Switching speaking personas between streetwise youth, motivational speaker and drill sergeant, Jessy Gonzalez captivated the attention of 28 high school students on the last day of a summer computer course. 

“When people say ‘hard work,’ we don’t want you to take one step back, we want you to step forward and I mean two steps forward,” he said to the students. 

Gonzalez, a technical trainer with Street Tech, a nonprofit computer training and job placement agency, was one of a variety of speakers who addressed the students during the intensive two-week course organized by the nonprofit Berkeley Foundation for Opportunities in Information Technology. The course is free and takes place in a computer lab and classrooms donated by the UC Berkeley. 

BFOIT was founded in 1998 and was formed to address the lack of racial, ethnic and gender diversity in the information technology departments in California colleges. 

“Our goal is to get the kids on a University Campus to demystify it, increase their self-confidence and give them some technology skills,” said BFOIT Executive Director Jesse Reynolds. 

Reynolds said the students are recruited from high schools all over the Bay Area and that some of them took the bus or BART from as far away as Danville each morning of the course.  

On Friday, the last day of the course, the students presented the web sites they had made on an overhead projector. The subject matter on the web sites included things that most teenagers are interested in, Berkeley High School senior Jasmine Jackson created a page with photos of her favorite movie stars, Derrick Estrada put together a visual homage to his favorite players on the Los Angeles Lakers and Mark Edmunds proudly presented family photos and another section with photos of “tight cars.” 

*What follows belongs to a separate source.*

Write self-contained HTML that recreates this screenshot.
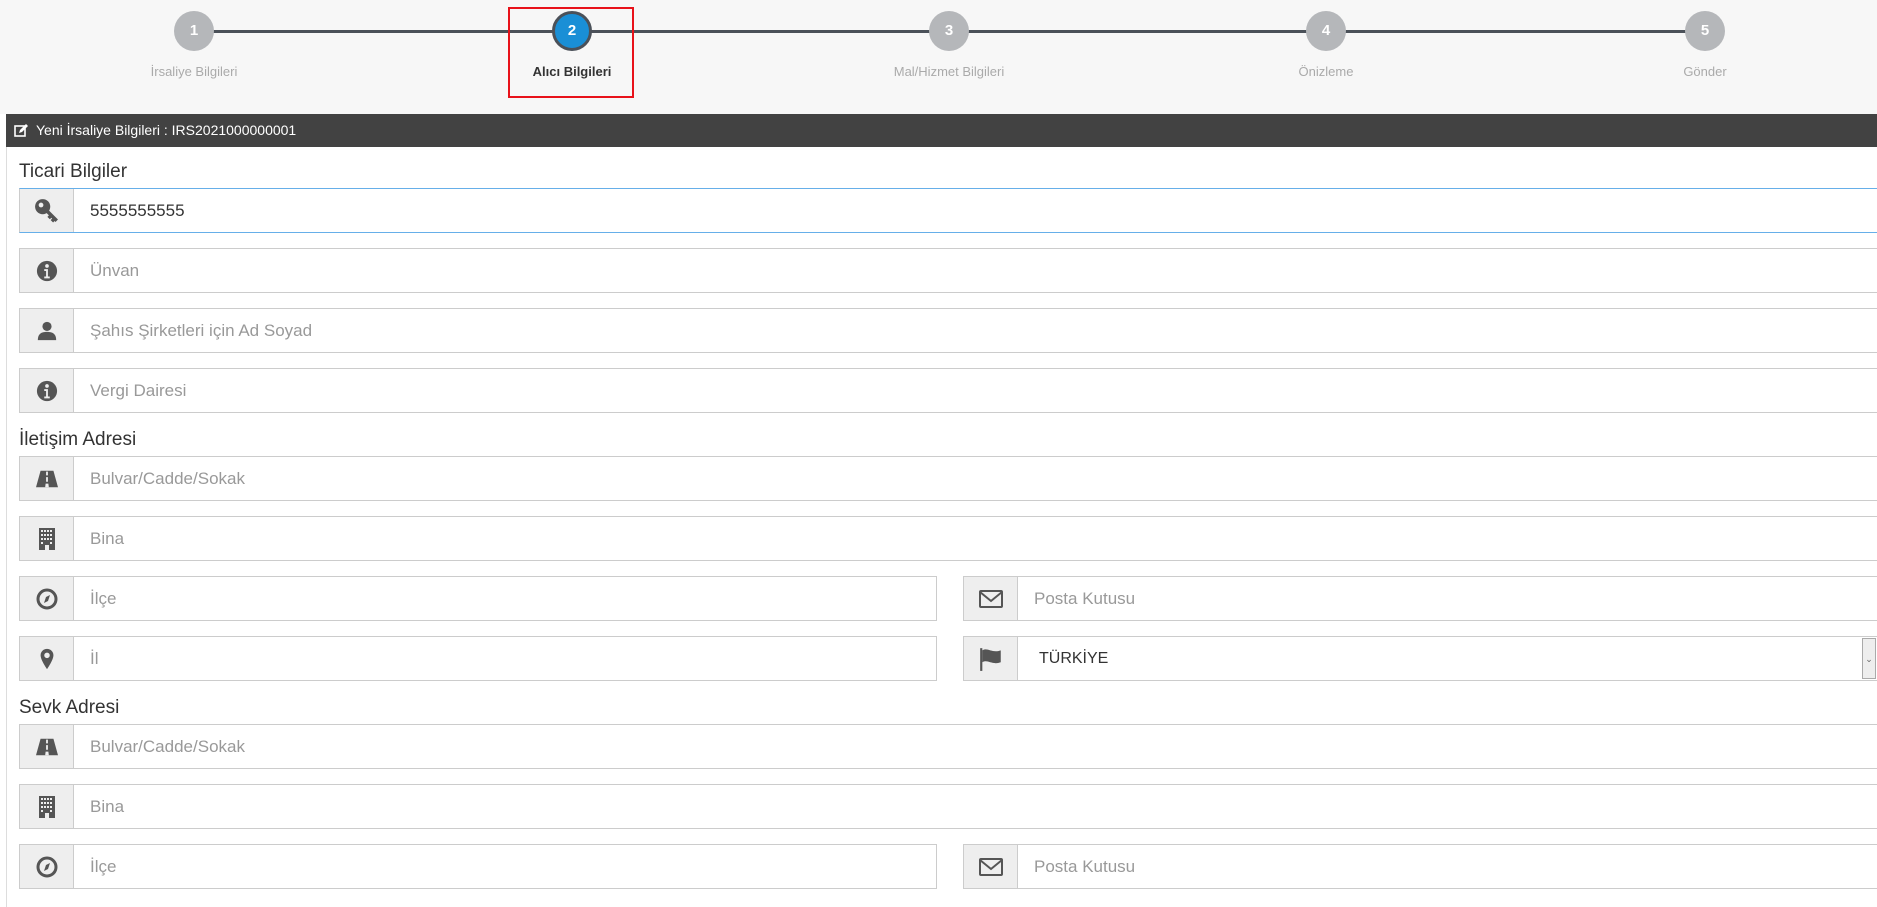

Jackson, who said she planned to take computer classes at Berkeley High School in the fall, said she enjoyed the summer course. “I had to think in a different way,” she said. “On some of the projects we worked on, like the flow charts we created, I had to step back and ask myself, ‘how do I make this work?’” 

Constance Conner, a computer and information science instructor at City College of San Francisco, told the students that is was important for women to pursue a degree in information technology. “In 1998 women made up only 18 percent of graduates with a degree in computer science,” she said. “If you remember anything, remember that the four-year degree is like gold.” 

Conner, who was the last scheduled guest speaker, said she was pleased to see the gender make up of the summer course, which was over 50 percent girls. 

The web sites were the culmination of two weeks of intensive study beginning at 9 a.m. and going until 4:30 p.m. On most days, the students spent their lunch hour listening to talks from prominent people in education and the information technology field. 

The speakers included Vice President Wendy Jeansonne, of Oracle Corporation’s Product Internationalization division, Dan Garcia a computer science lecturer from UC Berkeley and Barbara Simons, visiting Stanford computer science professor. 

BFOIT is sponsored by a variety of tech companies including Sun Microsystems, Microsoft and Oracle. 

Reynolds said the students often became frustrated during the two weeks because of the amount of information they were expected to absorb. “They get frustrated but they’ll be surprised in a couple of weeks at how much they learned,” he said. “With just two weeks we have little choice but to challenge them.” 

Reynolds added that only two students did not complete the course. 

Reynolds said that BFOIT assists the students as much as possible after they finish the course by making connections with other courses, educational advice or whatever assistance they need to further their careers. 

“We’re sort of like a pipe line,” he said. “We plug the leaky pipe when we find where it is students wander off their career path.”